▸ Directive
Identify and reproduce every line holding the string "React".

++++++++++++++++++++

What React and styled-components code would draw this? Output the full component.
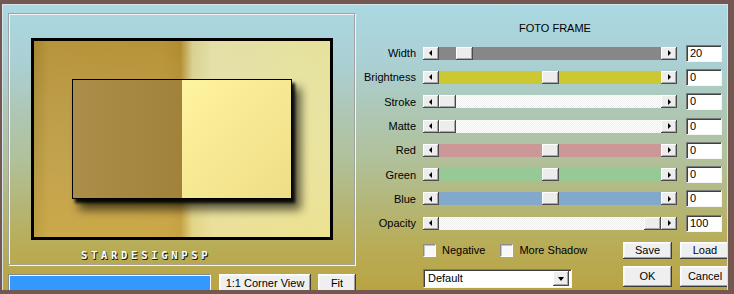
import React from "react";
import styled, { createGlobalStyle } from "styled-components";

const GlobalStyle = createGlobalStyle`
  html, body {
    margin: 0;
    padding: 0;
    background: #725851;
  }
  body {
    font-family: "Liberation Sans", Arial, sans-serif;
    font-size: 11px;
    color: #000;
  }
`;

const Window = styled.div`
  width: 734px;
  height: 294px;
  box-sizing: border-box;
  padding: 4px 6px 4px 2px;
  background: #725851;
`;

const Dialog = styled.div`
  height: 100%;
  box-sizing: border-box;
  display: flex;
  align-items: flex-start;
  padding: 8px 0 0 5px;
  border-left: 1px solid #d4e4e8;
  border-top: 1px solid #d4e4e8;
  border-right: 1px solid #e2e0c6;
  overflow: hidden;
  background: linear-gradient(
    to bottom,
    #abd8e2 0%,
    #aad0d4 20%,
    #aec6b0 40%,
    #b1c099 55%,
    #b4b677 70%,
    #b8ac56 85%,
    #b9a444 100%
  );
`;

const LeftCol = styled.div`
  width: 348px;
  flex-shrink: 0;
`;

const Preview = styled.div`
  box-sizing: border-box;
  width: 347px;
  height: 252px;
  border: 1px solid #a2a2a2;
  box-shadow: 1px 1px 0 #f4f4f4, inset 1px 1px 0 #f4f4f4;
  padding: 24px 0 0 22px;
`;

const Signature = styled.div`
  margin: 8px 0 0 50px;
  font-family: "DejaVu Sans Mono", monospace;
  font-weight: bold;
  font-size: 10.5px;
  line-height: 10px;
  letter-spacing: 3.7px;
  color: #fff;
  text-shadow: 1px 1px 0 #1a1a1a, 0 1px 0 #333;
`;

const BottomBar = styled.div`
  display: flex;
  align-items: flex-start;
  margin-top: 9px;
`;

const Progress = styled.div`
  box-sizing: border-box;
  width: 203px;
  height: 17px;
  border: 1px solid;
  border-color: #8a8a8a #f6f6f6 #f6f6f6 #8a8a8a;
  box-shadow: inset 1px 1px 0 #f6f6f6;
  background: #3399ff;
`;

const PushButton = styled.div`
  box-sizing: border-box;
  width: ${(p) => p.$w}px;
  height: ${(p) => p.$h}px;
  margin-left: ${(p) => p.$ml || 0}px;
  display: flex;
  align-items: center;
  justify-content: center;
  background: #efefef;
  box-shadow: inset -1px -1px 0 #3c3c3c, inset 1px 1px 0 #ffffff,
    inset -2px -2px 0 #a0a0a0, inset 2px 2px 0 #f8f8f8;
  font-size: 11px;
  white-space: nowrap;
`;

const RightCol = styled.div`
  width: 362px;
  margin-left: 4px;
  padding-top: 9px;
`;

const Title = styled.div`
  width: 264px;
  margin-left: 63px;
  text-align: center;
  line-height: 13px;
  font-size: 11px;
`;

const Rows = styled.div`
  margin-top: 6px;
`;

const Row = styled.div`
  display: flex;
  align-items: center;
  height: 24.3px;
`;

const Label = styled.div`
  width: 56px;
  margin-right: 7px;
  text-align: right;
  white-space: nowrap;
`;

const Scroll = styled.div`
  display: flex;
  width: 254px;
  height: 13px;
`;

const ArrowBtn = styled.div`
  box-sizing: border-box;
  width: 16px;
  height: 13px;
  flex-shrink: 0;
  display: flex;
  align-items: center;
  justify-content: center;
  background: #ededed;
  box-shadow: inset -1px -1px 0 #4a4a4a, inset 1px 1px 0 #ffffff,
    inset -2px -2px 0 #a8a8a8;
`;

const Tri = styled.span`
  width: 0;
  height: 0;
  border-top: 3px solid transparent;
  border-bottom: 3px solid transparent;
  ${(p) =>
    p.$dir === "left"
      ? "border-right: 3px solid #000; margin-right: 2px;"
      : "border-left: 3px solid #000; margin-left: 1px;"}
`;

const Track = styled.div`
  flex: 1;
  display: flex;
  background: ${(p) =>
    p.$bg === "dither"
      ? "repeating-conic-gradient(#ffffff 0 25%, #eeeeee 0 50%) 0 0 / 2px 2px"
      : p.$bg};
`;

const Spacer = styled.div`
  flex: ${(p) => p.$grow};
`;

const Thumb = styled.div`
  box-sizing: border-box;
  width: 17px;
  height: 13px;
  flex-shrink: 0;
  background: #ededed;
  box-shadow: inset -1px -1px 0 #4a4a4a, inset 1px 1px 0 #ffffff,
    inset -2px -2px 0 #a8a8a8;
`;

const ValueBox = styled.div`
  box-sizing: border-box;
  width: 36px;
  height: 17px;
  margin-left: 9px;
  padding: 1px 0 0 3px;
  background: #fff;
  border: 1px solid;
  border-color: #7a7a7a #f6f6f6 #f6f6f6 #7a7a7a;
  box-shadow: inset 1px 1px 0 #404040;
  font-size: 11px;
  line-height: 13px;
`;

const Actions = styled.div`
  display: grid;
  grid-template-columns: 192px 49px 50px;
  grid-template-rows: 17px 21px;
  column-gap: 8px;
  row-gap: 7px;
  margin: 6.6px 0 0 63px;
`;

const Checks = styled.div`
  display: flex;
  align-items: center;
  gap: 15px;
`;

const CheckItem = styled.div`
  display: flex;
  align-items: center;
  gap: 6px;
  white-space: nowrap;
`;

const Box = styled.div`
  box-sizing: border-box;
  width: 13px;
  height: 13px;
  background: #f8f8f8;
  border: 1px solid;
  border-color: #8c8c8c #ffffff #ffffff #8c8c8c;
  box-shadow: inset 1px 1px 0 #c4c4c4;
`;

const Select = styled.div`
  box-sizing: border-box;
  width: 149px;
  height: 19px;
  margin-top: 3px;
  display: flex;
  align-items: center;
  justify-content: space-between;
  padding: 2px 2px 2px 4px;
  background: #fff;
  border: 1px solid;
  border-color: #7a7a7a #f6f6f6 #f6f6f6 #7a7a7a;
  box-shadow: inset 1px 1px 0 #404040;
`;

const SelectBtn = styled.div`
  box-sizing: border-box;
  width: 16px;
  height: 15px;
  display: flex;
  align-items: center;
  justify-content: center;
  background: #ededed;
  box-shadow: inset -1px -1px 0 #4a4a4a, inset 1px 1px 0 #ffffff,
    inset -2px -2px 0 #a8a8a8;
`;

const DownTri = styled.span`
  width: 0;
  height: 0;
  border-left: 3.5px solid transparent;
  border-right: 3.5px solid transparent;
  border-top: 4px solid #000;
  margin-top: 1px;
`;

const sliders = [
  { label: "Width", bg: "#878787", pos: 0.083, value: "20" },
  { label: "Brightness", bg: "#cbc832", pos: 0.5, value: "0" },
  { label: "Stroke", bg: "dither", pos: 0, value: "0" },
  { label: "Matte", bg: "dither", pos: 0, value: "0" },
  { label: "Red", bg: "#cc9797", pos: 0.5, value: "0" },
  { label: "Green", bg: "#97c996", pos: 0.5, value: "0" },
  { label: "Blue", bg: "#82a9cc", pos: 0.5, value: "0" },
  { label: "Opacity", bg: "dither", pos: 1, value: "100" },
];

function PreviewArt() {
  return (
    <svg width="302" height="202" viewBox="0 0 302 202">
      <defs>
        <linearGradient id="outerH" x1="0" x2="1" y1="0" y2="0">
          <stop offset="0" stopColor="#a2822a" />
          <stop offset="0.06" stopColor="#b6943a" />
          <stop offset="0.44" stopColor="#b79236" />
          <stop offset="0.495" stopColor="#b18b2e" />
          <stop offset="0.535" stopColor="#d8d08e" />
          <stop offset="0.6" stopColor="#e3dfa6" />
          <stop offset="1" stopColor="#e6e29a" />
        </linearGradient>
        <linearGradient id="outerV" x1="0" x2="0" y1="0" y2="1">
          <stop offset="0" stopColor="#ffffff" stopOpacity="0" />
          <stop offset="1" stopColor="#ffe070" stopOpacity="0.28" />
        </linearGradient>
        <linearGradient id="innerL" x1="0" x2="1" y1="0" y2="0">
          <stop offset="0" stopColor="#ac8e4a" />
          <stop offset="1" stopColor="#a2823a" />
        </linearGradient>
        <linearGradient id="innerR" x1="0" x2="1" y1="0" y2="1">
          <stop offset="0" stopColor="#fff4a0" />
          <stop offset="1" stopColor="#eedd86" />
        </linearGradient>
        <filter id="soft" x="-30%" y="-30%" width="160%" height="160%">
          <feGaussianBlur stdDeviation="5" />
        </filter>
        <filter id="hard" x="-20%" y="-20%" width="140%" height="140%">
          <feGaussianBlur stdDeviation="1.5" />
        </filter>
      </defs>
      <rect x="0" y="0" width="302" height="202" fill="url(#outerH)" />
      <rect x="0" y="0" width="302" height="202" fill="url(#outerV)" />
      <rect x="48" y="50" width="222" height="122" fill="#000" opacity="0.6" filter="url(#soft)" />
      <rect x="44" y="45" width="220" height="120" fill="#000" opacity="0.9" filter="url(#hard)" />
      <rect x="41" y="41" width="110" height="120" fill="url(#innerL)" />
      <rect x="151" y="41" width="110" height="120" fill="url(#innerR)" />
      <rect x="41.5" y="41.5" width="219" height="119" fill="none" stroke="#000" strokeWidth="1" />
      <rect x="1.5" y="1.5" width="299" height="199" fill="none" stroke="#000" strokeWidth="3" />
    </svg>
  );
}

function Slider({ label, bg, pos, value }) {
  return (
    <Row>
      <Label>{label}</Label>
      <Scroll>
        <ArrowBtn>
          <Tri $dir="left" />
        </ArrowBtn>
        <Track $bg={bg}>
          <Spacer $grow={pos} />
          <Thumb />
          <Spacer $grow={1 - pos} />
        </Track>
        <ArrowBtn>
          <Tri $dir="right" />
        </ArrowBtn>
      </Scroll>
      <ValueBox>{value}</ValueBox>
    </Row>
  );
}

export default function App() {
  return (
    <Window>
      <GlobalStyle />
      <Dialog>
        <LeftCol>
          <Preview>
            <PreviewArt />
            <Signature>STARDESIGNPSP</Signature>
          </Preview>
          <BottomBar>
            <Progress />
            <PushButton $w={92} $h={18} $ml={8}>
              1:1 Corner View
            </PushButton>
            <PushButton $w={38} $h={18} $ml={7}>
              Fit
            </PushButton>
          </BottomBar>
        </LeftCol>
        <RightCol>
          <Title>FOTO FRAME</Title>
          <Rows>
            {sliders.map((s) => (
              <Slider key={s.label} {...s} />
            ))}
          </Rows>
          <Actions>
            <Checks>
              <CheckItem>
                <Box />
                Negative
              </CheckItem>
              <CheckItem>
                <Box />
                More Shadow
              </CheckItem>
            </Checks>
            <PushButton $w={49} $h={17}>Save</PushButton>
            <PushButton $w={50} $h={17}>Load</PushButton>
            <Select>
              Default
              <SelectBtn>
                <DownTri />
              </SelectBtn>
            </Select>
            <PushButton $w={49} $h={21}>OK</PushButton>
            <PushButton $w={50} $h={21}>Cancel</PushButton>
          </Actions>
        </RightCol>
      </Dialog>
    </Window>
  );
}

++++++++++++++++++++

▸ Solution to the exercise
What React and styled-components code would draw this? Output the full component.
import React from "react";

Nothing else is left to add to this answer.